** Start of MATERIAL **

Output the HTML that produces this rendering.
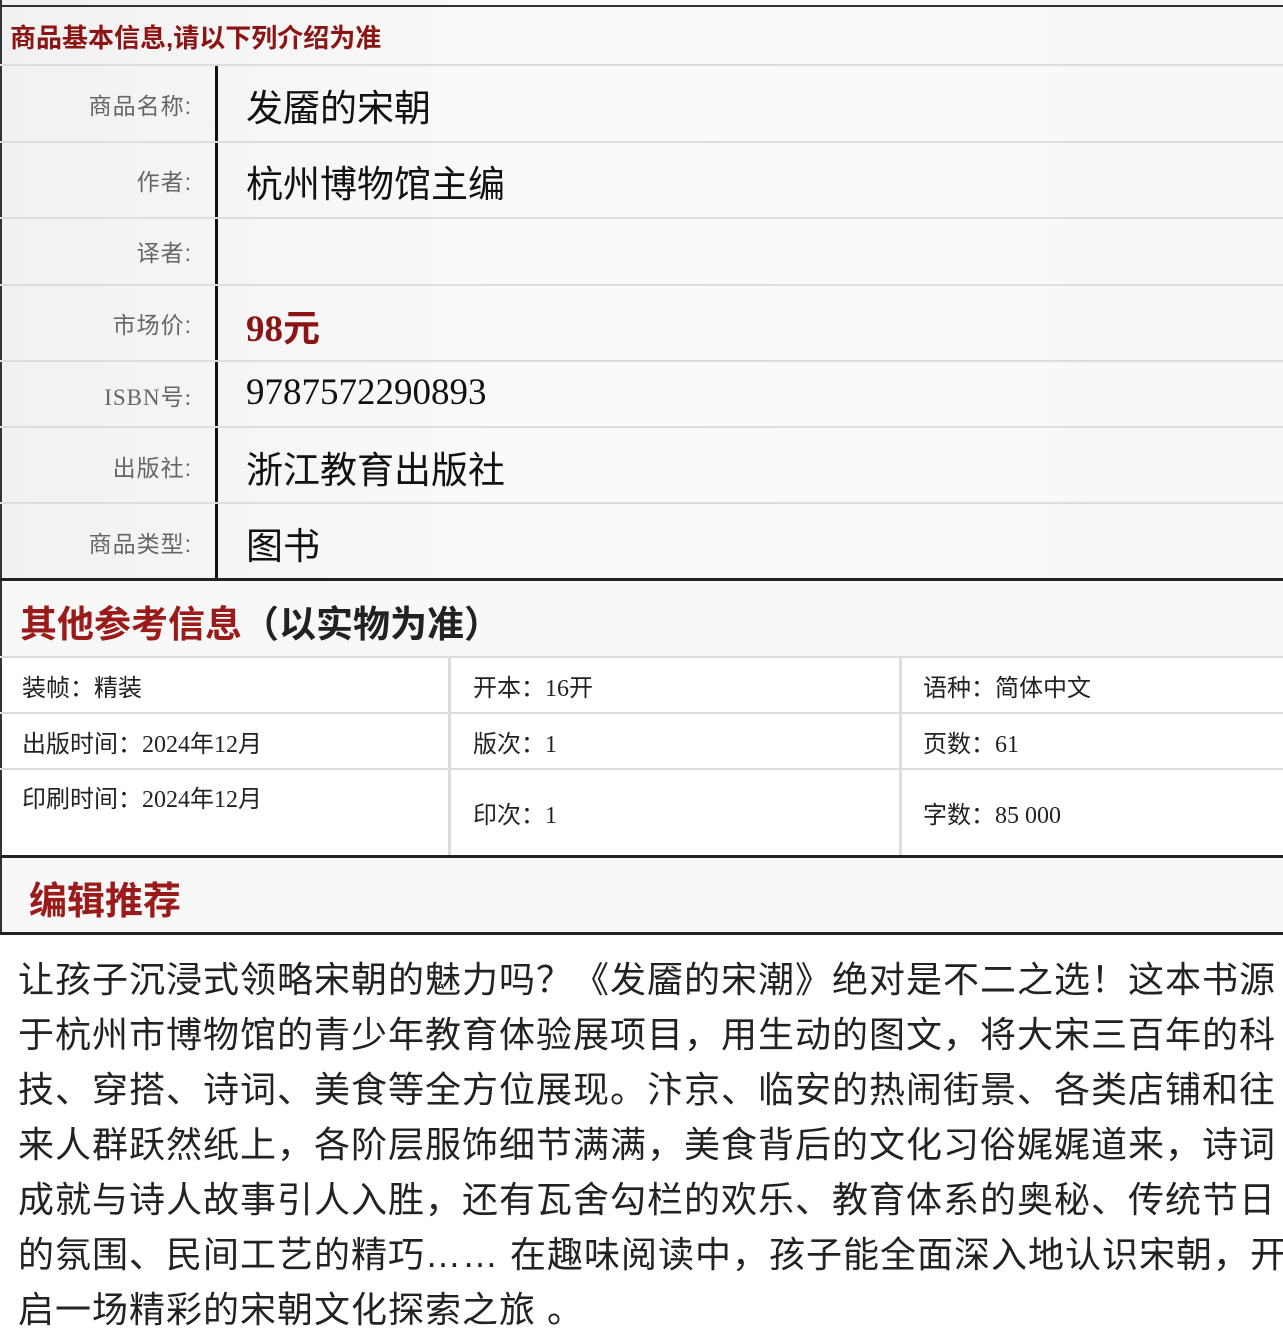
<!DOCTYPE html>
<html><head><meta charset="utf-8"><style>
*{margin:0;padding:0;box-sizing:border-box}
body{width:1283px;height:1340px;overflow:hidden;background:#fff;position:relative;font-family:"Liberation Serif","Noto Sans CJK SC",serif}
.a{position:absolute;white-space:nowrap}
.hl{position:absolute;left:0;width:1283px;height:2px;background:#ddd}
.tk{position:absolute;left:0;width:1283px;height:3px;background:#222}
.lab{position:absolute;left:0;width:192px;text-align:right;font-family:"Liberation Sans","Noto Sans CJK SC",sans-serif;font-size:23px;letter-spacing:1px;color:#666}
.val{position:absolute;left:246px;font-family:"Liberation Serif","Noto Sans CJK SC",serif;font-size:37px;color:#111}
.c{position:absolute;font-size:24px;color:#222;font-family:"Liberation Serif","Noto Sans CJK SC",serif}
.p{position:absolute;left:18px;font-family:"Liberation Sans","Noto Sans CJK SC",sans-serif;font-size:36px;letter-spacing:1px;color:#222;white-space:nowrap}
</style></head><body>
<div class="a" style="left:0;top:0;width:1283px;height:580px;background:linear-gradient(90deg,#f1f1f1,#fafafa 40%,#f8f8f8);border-left:2px solid #333"></div>
<div class="a" style="left:0;top:5px;width:1283px;height:2px;background:#333"></div>
<div class="a" style="left:10px;top:18px;font-family:'Liberation Sans','Noto Sans CJK SC',sans-serif;font-size:26px;font-weight:bold;color:#8b1414">商品基本信息,请以下列介绍为准</div>
<div class="hl" style="top:64px"></div>
<div class="a" style="left:215px;top:66px;width:3px;height:514px;background:#111"></div>
<div class="hl" style="top:141px"></div><div class="hl" style="top:217px"></div><div class="hl" style="top:284px"></div><div class="hl" style="top:360px"></div><div class="hl" style="top:426px"></div><div class="hl" style="top:502px"></div>
<div class="lab" style="top:87px">商品名称:</div><div class="val" style="top:78px;font-family:'Liberation Sans','Noto Sans CJK SC',sans-serif">发靥的宋朝</div>
<div class="lab" style="top:163px">作者:</div><div class="val" style="top:154px;font-family:'Liberation Sans','Noto Sans CJK SC',sans-serif">杭州博物馆主编</div>
<div class="lab" style="top:234px">译者:</div>
<div class="lab" style="top:306px">市场价:</div><div class="val" style="top:298px;color:#8b1414;font-weight:bold">98元</div>
<div class="lab" style="top:378px;font-family:'Liberation Serif','Noto Sans CJK SC',serif">ISBN号:</div><div class="val" style="top:371px">9787572290893</div>
<div class="lab" style="top:449px">出版社:</div><div class="val" style="top:440px;font-family:'Liberation Sans','Noto Sans CJK SC',sans-serif">浙江教育出版社</div>
<div class="lab" style="top:525px">商品类型:</div><div class="val" style="top:516px;font-family:'Liberation Sans','Noto Sans CJK SC',sans-serif">图书</div>
<div class="tk" style="top:578px"></div>
<div class="a" style="left:0;top:581px;width:1283px;height:76px;background:#f8f8f8;border-left:2px solid #333"></div>
<div class="a" style="left:20px;top:594px;font-family:'Liberation Sans','Noto Sans CJK SC',sans-serif;font-size:37px;font-weight:bold;color:#222"><span style="color:#9b1a1a">其他参考信息</span>（以实物为准）</div>
<div class="hl" style="top:656px"></div>
<div class="a" style="left:0;top:658px;width:2px;height:198px;background:#333"></div>
<div class="a" style="left:448px;top:658px;width:3px;height:198px;background:#ddd"></div>
<div class="a" style="left:899px;top:658px;width:3px;height:198px;background:#ddd"></div>
<div class="hl" style="top:712px"></div><div class="hl" style="top:768px"></div>
<div class="c" style="left:22px;top:668px">装帧：精装</div><div class="c" style="left:473px;top:668px">开本：16开</div><div class="c" style="left:923px;top:668px">语种：简体中文</div>
<div class="c" style="left:22px;top:724px">出版时间：2024年12月</div><div class="c" style="left:473px;top:724px">版次：1</div><div class="c" style="left:923px;top:724px">页数：61</div>
<div class="c" style="left:22px;top:779px">印刷时间：2024年12月</div><div class="c" style="left:473px;top:795px">印次：1</div><div class="c" style="left:923px;top:795px">字数：85 000</div>
<div class="tk" style="top:855px"></div>
<div class="a" style="left:0;top:858px;width:1283px;height:75px;background:#f8f8f8;border-left:2px solid #333"></div>
<div class="a" style="left:29px;top:870px;font-family:'Liberation Sans','Noto Sans CJK SC',sans-serif;font-size:38px;font-weight:bold;color:#9b1a1a">编辑推荐</div>
<div class="tk" style="top:932px"></div>
<div class="p" style="top:951px">让孩子沉浸式领略宋朝的魅力吗？《发靥的宋潮》绝对是不二之选！这本书源</div>
<div class="p" style="top:1006px">于杭州市博物馆的青少年教育体验展项目，用生动的图文，将大宋三百年的科</div>
<div class="p" style="top:1061px">技、穿搭、诗词、美食等全方位展现。汴京、临安的热闹街景、各类店铺和往</div>
<div class="p" style="top:1116px">来人群跃然纸上，各阶层服饰细节满满，美食背后的文化习俗娓娓道来，诗词</div>
<div class="p" style="top:1171px">成就与诗人故事引人入胜，还有瓦舍勾栏的欢乐、教育体系的奥秘、传统节日</div>
<div class="p" style="top:1226px">的氛围、民间工艺的精巧…… 在趣味阅读中，孩子能全面深入地认识宋朝，开</div>
<div class="p" style="top:1281px">启一场精彩的宋朝文化探索之旅 。</div>
</body></html>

** End of MATERIAL **

Send back the data above word for word, with the pictures left out.

ANSWER FOR THE TASK
Output the HTML that produces this rendering.
<!DOCTYPE html>
<html><head><meta charset="utf-8"><style>
*{margin:0;padding:0;box-sizing:border-box}
body{width:1283px;height:1340px;overflow:hidden;background:#fff;position:relative;font-family:"Liberation Serif","Noto Sans CJK SC",serif}
.a{position:absolute;white-space:nowrap}
.hl{position:absolute;left:0;width:1283px;height:2px;background:#ddd}
.tk{position:absolute;left:0;width:1283px;height:3px;background:#222}
.lab{position:absolute;left:0;width:192px;text-align:right;font-family:"Liberation Sans","Noto Sans CJK SC",sans-serif;font-size:23px;letter-spacing:1px;color:#666}
.val{position:absolute;left:246px;font-family:"Liberation Serif","Noto Sans CJK SC",serif;font-size:37px;color:#111}
.c{position:absolute;font-size:24px;color:#222;font-family:"Liberation Serif","Noto Sans CJK SC",serif}
.p{position:absolute;left:18px;font-family:"Liberation Sans","Noto Sans CJK SC",sans-serif;font-size:36px;letter-spacing:1px;color:#222;white-space:nowrap}
</style></head><body>
<div class="a" style="left:0;top:0;width:1283px;height:580px;background:linear-gradient(90deg,#f1f1f1,#fafafa 40%,#f8f8f8);border-left:2px solid #333"></div>
<div class="a" style="left:0;top:5px;width:1283px;height:2px;background:#333"></div>
<div class="a" style="left:10px;top:18px;font-family:'Liberation Sans','Noto Sans CJK SC',sans-serif;font-size:26px;font-weight:bold;color:#8b1414">商品基本信息,请以下列介绍为准</div>
<div class="hl" style="top:64px"></div>
<div class="a" style="left:215px;top:66px;width:3px;height:514px;background:#111"></div>
<div class="hl" style="top:141px"></div><div class="hl" style="top:217px"></div><div class="hl" style="top:284px"></div><div class="hl" style="top:360px"></div><div class="hl" style="top:426px"></div><div class="hl" style="top:502px"></div>
<div class="lab" style="top:87px">商品名称:</div><div class="val" style="top:78px;font-family:'Liberation Sans','Noto Sans CJK SC',sans-serif">发靥的宋朝</div>
<div class="lab" style="top:163px">作者:</div><div class="val" style="top:154px;font-family:'Liberation Sans','Noto Sans CJK SC',sans-serif">杭州博物馆主编</div>
<div class="lab" style="top:234px">译者:</div>
<div class="lab" style="top:306px">市场价:</div><div class="val" style="top:298px;color:#8b1414;font-weight:bold">98元</div>
<div class="lab" style="top:378px;font-family:'Liberation Serif','Noto Sans CJK SC',serif">ISBN号:</div><div class="val" style="top:371px">9787572290893</div>
<div class="lab" style="top:449px">出版社:</div><div class="val" style="top:440px;font-family:'Liberation Sans','Noto Sans CJK SC',sans-serif">浙江教育出版社</div>
<div class="lab" style="top:525px">商品类型:</div><div class="val" style="top:516px;font-family:'Liberation Sans','Noto Sans CJK SC',sans-serif">图书</div>
<div class="tk" style="top:578px"></div>
<div class="a" style="left:0;top:581px;width:1283px;height:76px;background:#f8f8f8;border-left:2px solid #333"></div>
<div class="a" style="left:20px;top:594px;font-family:'Liberation Sans','Noto Sans CJK SC',sans-serif;font-size:37px;font-weight:bold;color:#222"><span style="color:#9b1a1a">其他参考信息</span>（以实物为准）</div>
<div class="hl" style="top:656px"></div>
<div class="a" style="left:0;top:658px;width:2px;height:198px;background:#333"></div>
<div class="a" style="left:448px;top:658px;width:3px;height:198px;background:#ddd"></div>
<div class="a" style="left:899px;top:658px;width:3px;height:198px;background:#ddd"></div>
<div class="hl" style="top:712px"></div><div class="hl" style="top:768px"></div>
<div class="c" style="left:22px;top:668px">装帧：精装</div><div class="c" style="left:473px;top:668px">开本：16开</div><div class="c" style="left:923px;top:668px">语种：简体中文</div>
<div class="c" style="left:22px;top:724px">出版时间：2024年12月</div><div class="c" style="left:473px;top:724px">版次：1</div><div class="c" style="left:923px;top:724px">页数：61</div>
<div class="c" style="left:22px;top:779px">印刷时间：2024年12月</div><div class="c" style="left:473px;top:795px">印次：1</div><div class="c" style="left:923px;top:795px">字数：85 000</div>
<div class="tk" style="top:855px"></div>
<div class="a" style="left:0;top:858px;width:1283px;height:75px;background:#f8f8f8;border-left:2px solid #333"></div>
<div class="a" style="left:29px;top:870px;font-family:'Liberation Sans','Noto Sans CJK SC',sans-serif;font-size:38px;font-weight:bold;color:#9b1a1a">编辑推荐</div>
<div class="tk" style="top:932px"></div>
<div class="p" style="top:951px">让孩子沉浸式领略宋朝的魅力吗？《发靥的宋潮》绝对是不二之选！这本书源</div>
<div class="p" style="top:1006px">于杭州市博物馆的青少年教育体验展项目，用生动的图文，将大宋三百年的科</div>
<div class="p" style="top:1061px">技、穿搭、诗词、美食等全方位展现。汴京、临安的热闹街景、各类店铺和往</div>
<div class="p" style="top:1116px">来人群跃然纸上，各阶层服饰细节满满，美食背后的文化习俗娓娓道来，诗词</div>
<div class="p" style="top:1171px">成就与诗人故事引人入胜，还有瓦舍勾栏的欢乐、教育体系的奥秘、传统节日</div>
<div class="p" style="top:1226px">的氛围、民间工艺的精巧…… 在趣味阅读中，孩子能全面深入地认识宋朝，开</div>
<div class="p" style="top:1281px">启一场精彩的宋朝文化探索之旅 。</div>
</body></html>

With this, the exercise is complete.